• **Given material**:
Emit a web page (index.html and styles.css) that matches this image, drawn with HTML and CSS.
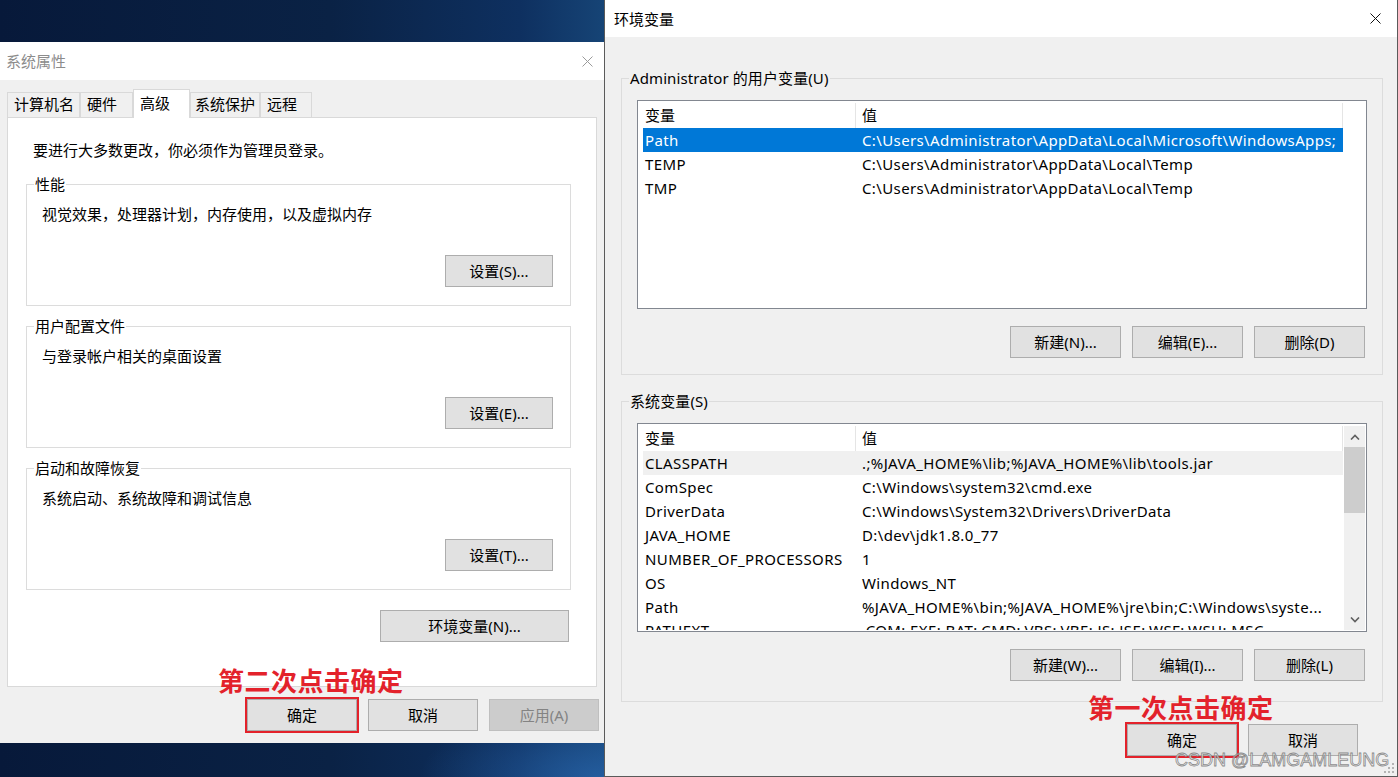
FILE: index.html
```html
<!DOCTYPE html>
<html lang="zh-CN">
<head>
<meta charset="utf-8">
<title>环境变量</title>
<link rel="stylesheet" href="styles.css">
</head>
<body>
  <section class="win win-sys">
    <header class="titlebar titlebar-inactive">
      <span class="title">系统属性</span>
      <svg class="close" width="11" height="11" viewBox="0 0 11 11"><path d="M0.5 0.5L10.5 10.5M10.5 0.5L0.5 10.5"/></svg>
    </header>
    <div class="sys-body">
      <div class="tabs">
        <div class="tab tab-w1">计算机名</div>
        <div class="tab tab-w2">硬件</div>
        <div class="tab tab-w3 tab-active">高级</div>
        <div class="tab tab-w4">系统保护</div>
        <div class="tab tab-w5">远程</div>
      </div>
      <div class="tabpanel">
        <p class="intro">要进行大多数更改，你必须作为管理员登录。</p>
        <fieldset class="sgroup">
          <legend>性能</legend>
          <p class="desc">视觉效果，处理器计划，内存使用，以及虚拟内存</p>
          <div class="grp-actions"><button class="btn btn-set">设置(S)...</button></div>
        </fieldset>
        <fieldset class="sgroup">
          <legend>用户配置文件</legend>
          <p class="desc">与登录帐户相关的桌面设置</p>
          <div class="grp-actions"><button class="btn btn-set">设置(E)...</button></div>
        </fieldset>
        <fieldset class="sgroup">
          <legend>启动和故障恢复</legend>
          <p class="desc">系统启动、系统故障和调试信息</p>
          <div class="grp-actions"><button class="btn btn-set">设置(T)...</button></div>
        </fieldset>
        <div class="env-row"><button class="btn btn-env">环境变量(N)...</button></div>
      </div>
      <div class="dlg-buttons sys-buttons">
        <button class="btn btn-dlg marked">确定</button>
        <button class="btn btn-dlg">取消</button>
        <button class="btn btn-dlg disabled">应用(A)</button>
      </div>
    </div>
  </section>

  <section class="win win-env">
    <header class="titlebar">
      <span class="title">环境变量</span>
      <svg class="close" width="11" height="11" viewBox="0 0 11 11"><path d="M0.5 0.5L10.5 10.5M10.5 0.5L0.5 10.5"/></svg>
    </header>
    <div class="env-body">
      <fieldset class="egroup">
        <legend>Administrator 的用户变量(U)</legend>
        <div class="listview">
          <div class="lv-content">
            <div class="lv-row lv-head"><span class="c1">变量</span><span class="c2">值</span></div>
            <div class="lv-row lv-selected"><span class="c1">Path</span><span class="c2">C:\Users\Administrator\AppData\Local\Microsoft\WindowsApps;</span></div>
            <div class="lv-row"><span class="c1">TEMP</span><span class="c2">C:\Users\Administrator\AppData\Local\Temp</span></div>
            <div class="lv-row"><span class="c1">TMP</span><span class="c2">C:\Users\Administrator\AppData\Local\Temp</span></div>
          </div>
          <div class="lv-gutter"></div>
        </div>
        <div class="btn-row">
          <button class="btn btn-list">新建(N)...</button>
          <button class="btn btn-list">编辑(E)...</button>
          <button class="btn btn-list">删除(D)</button>
        </div>
      </fieldset>

      <fieldset class="egroup egroup-sys">
        <legend>系统变量(S)</legend>
        <div class="listview">
          <div class="lv-content">
            <div class="lv-row lv-head"><span class="c1">变量</span><span class="c2">值</span></div>
            <div class="lv-row lv-inactive-sel"><span class="c1">CLASSPATH</span><span class="c2">.;%JAVA_HOME%\lib;%JAVA_HOME%\lib\tools.jar</span></div>
            <div class="lv-row"><span class="c1">ComSpec</span><span class="c2">C:\Windows\system32\cmd.exe</span></div>
            <div class="lv-row"><span class="c1">DriverData</span><span class="c2">C:\Windows\System32\Drivers\DriverData</span></div>
            <div class="lv-row"><span class="c1">JAVA_HOME</span><span class="c2">D:\dev\jdk1.8.0_77</span></div>
            <div class="lv-row"><span class="c1">NUMBER_OF_PROCESSORS</span><span class="c2">1</span></div>
            <div class="lv-row"><span class="c1">OS</span><span class="c2">Windows_NT</span></div>
            <div class="lv-row"><span class="c1">Path</span><span class="c2">%JAVA_HOME%\bin;%JAVA_HOME%\jre\bin;C:\Windows\syste...</span></div>
            <div class="lv-row lv-partial"><span class="c1">PATHEXT</span><span class="c2">.COM;.EXE;.BAT;.CMD;.VBS;.VBE;.JS;.JSE;.WSF;.WSH;.MSC</span></div>
          </div>
          <div class="scrollbar">
            <div class="sb-arrow"><svg width="10" height="6" viewBox="0 0 10 6"><path d="M1 5.5L5 1.5L9 5.5"/></svg></div>
            <div class="sb-track"><div class="sb-thumb"></div></div>
            <div class="sb-arrow"><svg width="10" height="6" viewBox="0 0 10 6"><path d="M1 0.5L5 4.5L9 0.5"/></svg></div>
          </div>
        </div>
        <div class="btn-row">
          <button class="btn btn-list">新建(W)...</button>
          <button class="btn btn-list">编辑(I)...</button>
          <button class="btn btn-list">删除(L)</button>
        </div>
      </fieldset>

      <div class="dlg-buttons env-buttons">
        <button class="btn btn-dlg marked">确定</button>
        <button class="btn btn-dlg">取消</button>
      </div>
    </div>
    <svg class="grip" width="11" height="11" viewBox="0 0 11 11">
      <rect x="8" y="0" width="2" height="2"/>
      <rect x="4" y="4" width="2" height="2"/><rect x="8" y="4" width="2" height="2"/>
      <rect x="0" y="8" width="2" height="2"/><rect x="4" y="8" width="2" height="2"/><rect x="8" y="8" width="2" height="2"/>
    </svg>
  </section>

  <div class="annot annot-second">第二次点击确定</div>
  <div class="annot annot-first">第一次点击确定</div>
  <div class="watermark">CSDN @LAMGAMLEUNG</div>
</body>
</html>
```

FILE: styles.css
```css
* { box-sizing: border-box; }
html, body { margin: 0; padding: 0; }
body {
  width: 1398px;
  height: 777px;
  overflow: hidden;
  position: relative;
  font-family: "Noto Sans", "Noto Sans CJK SC", sans-serif;
  font-size: 15px;
  line-height: 20px;
  color: #000;
  background:
    radial-gradient(ellipse 180px 70px at 600px 777px, rgba(40,100,170,0.75), rgba(40,100,170,0) 100%),
    linear-gradient(90deg, #07193a 0px, #0a2245 330px, #0e3060 520px, #164476 605px, #164476 100%);
}
p { margin: 0; }
button {
  appearance: none;
  -webkit-appearance: none;
  font: inherit;
  color: inherit;
  margin: 0;
  padding: 0;
}

/* windows */
.win { position: absolute; display: flex; flex-direction: column; }
.win-sys { left: 0; top: 42px; width: 605px; height: 701px; background: #f0f0f0; }
.win-env {
  left: 604px; top: 0; width: 794px; height: 777px;
  background: #f0f0f0;
  border: 1px solid #5a5a5a;
  border-top: 0;
  z-index: 2;
}

.titlebar {
  flex: none;
  display: flex;
  align-items: center;
  justify-content: space-between;
  background: #fff;
}
.win-sys .titlebar { height: 38px; padding: 0 12px 0 6px; }
.win-env .titlebar { height: 37px; padding: 0 16px 0 9px; }
.title { white-space: nowrap; }
.titlebar-inactive .title { color: #8c8c8c; }
.close { display: block; }
.close path { stroke: #111; stroke-width: 1; fill: none; }
.titlebar-inactive .close path { stroke: #9a9a9a; }

/* buttons */
.btn {
  display: block;
  height: 32px;
  background: #e1e1e1;
  border: 1px solid #adadad;
  text-align: center;
  line-height: 30px;
  white-space: nowrap;
}
.btn-set { width: 108px; }
.btn-env { width: 189px; }
.btn-dlg { width: 110px; }
.btn-list { width: 111px; }
.btn.disabled { background: #cccccc; border-color: #bfbfbf; color: #838383; }
.btn.marked { outline: 2px solid #e3222b; outline-offset: 0; }

.dlg-buttons { display: flex; justify-content: flex-end; gap: 11px; }

/* system properties */
.sys-body { flex: 1; padding: 9px 6px 12px 7px; display: flex; flex-direction: column; }
.tabs { display: flex; align-items: flex-end; height: 28px; }
.tab {
  height: 25px;
  border: 1px solid #d9d9d9;
  border-bottom: 0;
  background: #f0f0f0;
  padding-left: 6px;
  line-height: 23px;
  white-space: nowrap;
}
.tab-w1 { width: 73px; }
.tab-w2 { width: 53px; }
.tab-w3 { width: 57px; }
.tab-w4 { width: 70px; padding-left: 4px; }
.tab-w5 { width: 52px; }
.tab-active {
  height: 29px;
  margin-bottom: -1px;
  background: #fff;
  position: relative;
  z-index: 1;
  line-height: 26px;
}
.tabpanel {
  width: 590px;
  border: 1px solid #d9d9d9;
  background: #fff;
  padding: 22px 25px 44px 18px;
}
.intro { margin-left: 7px; }
.sgroup {
  margin: 10px 0 0 0;
  border: 1px solid #dcdcdc;
  padding: 10px 17px 18px 7px;
  min-width: 0;
}
.intro + .sgroup { margin-top: 14px; }
.sgroup legend, .egroup legend { padding: 0 1px; line-height: 20px; }
.egroup legend { letter-spacing: 0.1px; }
.desc { margin-left: 8px; }
.grp-actions { display: flex; justify-content: flex-end; margin-top: 31px; }
.env-row { display: flex; justify-content: flex-end; margin: 20px 2px 0 0; }
.sys-buttons { margin-top: 12px; }

/* environment variables */
.env-body { flex: 1; padding: 31px 14px 20px 16px; display: flex; flex-direction: column; }
.egroup {
  margin: 0;
  border: 1px solid #dcdcdc;
  padding: 12px 15px 16px 7px;
  min-width: 0;
}
.egroup-sys { margin-top: 16px; padding-bottom: 20px; }
.listview {
  margin-left: 8px;
  height: 209px;
  border: 1px solid #828790;
  background: #fff;
  display: flex;
  padding: 2px 1px 1px 5px;
  overflow: hidden;
}
.lv-content { flex: 1; min-width: 0; overflow: hidden; }
.lv-gutter { width: 21px; margin-left: 1px; }
.lv-row {
  display: grid;
  grid-template-columns: 213px 1fr;
  height: 24px;
  line-height: 24px;
  white-space: nowrap;
  letter-spacing: 0.38px;
}
.lv-row span { overflow: hidden; }
.lv-row .c1 { padding-left: 2px; }
.lv-row .c2 { padding-left: 6px; }
.lv-head { height: 25px; line-height: 25px; letter-spacing: 0; }
.lv-head .c1 { border-right: 1px solid #e5e5e5; }
.lv-head .c2 { border-right: 1px solid #e5e5e5; }
.lv-selected { background: #0078d7; color: #fff; }
.lv-inactive-sel { background: #f0f0f0; }
.lv-partial { line-height: 22px; }

.scrollbar {
  width: 21px;
  margin-left: 1px;
  background: #f0f0f0;
  display: flex;
  flex-direction: column;
}
.sb-arrow { height: 21px; display: flex; align-items: center; justify-content: center; flex: none; }
.sb-arrow path { stroke: #606060; stroke-width: 1.6; fill: none; }
.sb-track { flex: 1; }
.sb-thumb { height: 66px; background: #cdcdcd; }

.btn-row { display: flex; justify-content: flex-end; gap: 11px; margin: 17px 2px 0 0; }
.env-buttons { margin-top: 22px; padding-right: 25px; }

.grip { position: absolute; right: 2px; bottom: 2px; }
.grip rect { fill: #b4b4b4; }

/* annotations overlaying the screenshot */
.annot {
  position: absolute;
  z-index: 5;
  font-family: "Noto Sans CJK SC", sans-serif;
  font-weight: 700;
  font-size: 26px;
  line-height: 32px;
  letter-spacing: 0.5px;
  color: #e3222b;
  white-space: nowrap;
}
.annot-second { left: 218px; top: 664px; }
.annot-first { left: 1088px; top: 691px; }

.watermark {
  position: absolute;
  z-index: 6;
  left: 1175px;
  top: 749px;
  font-family: "Liberation Sans", Arial, sans-serif;
  font-size: 18px;
  line-height: 22px;
  color: rgba(245,245,245,0.75);
  -webkit-text-stroke: 0.8px rgba(110,110,110,0.8);
  white-space: nowrap;
}
```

• **Aim of the exercise**:
Search the preceding listing for "styles" and extract every line where it is found.

• **The response**:
Emit a web page (index.html and styles.css) that matches this image, drawn with HTML and CSS.
<link rel="stylesheet" href="styles.css">
FILE: styles.css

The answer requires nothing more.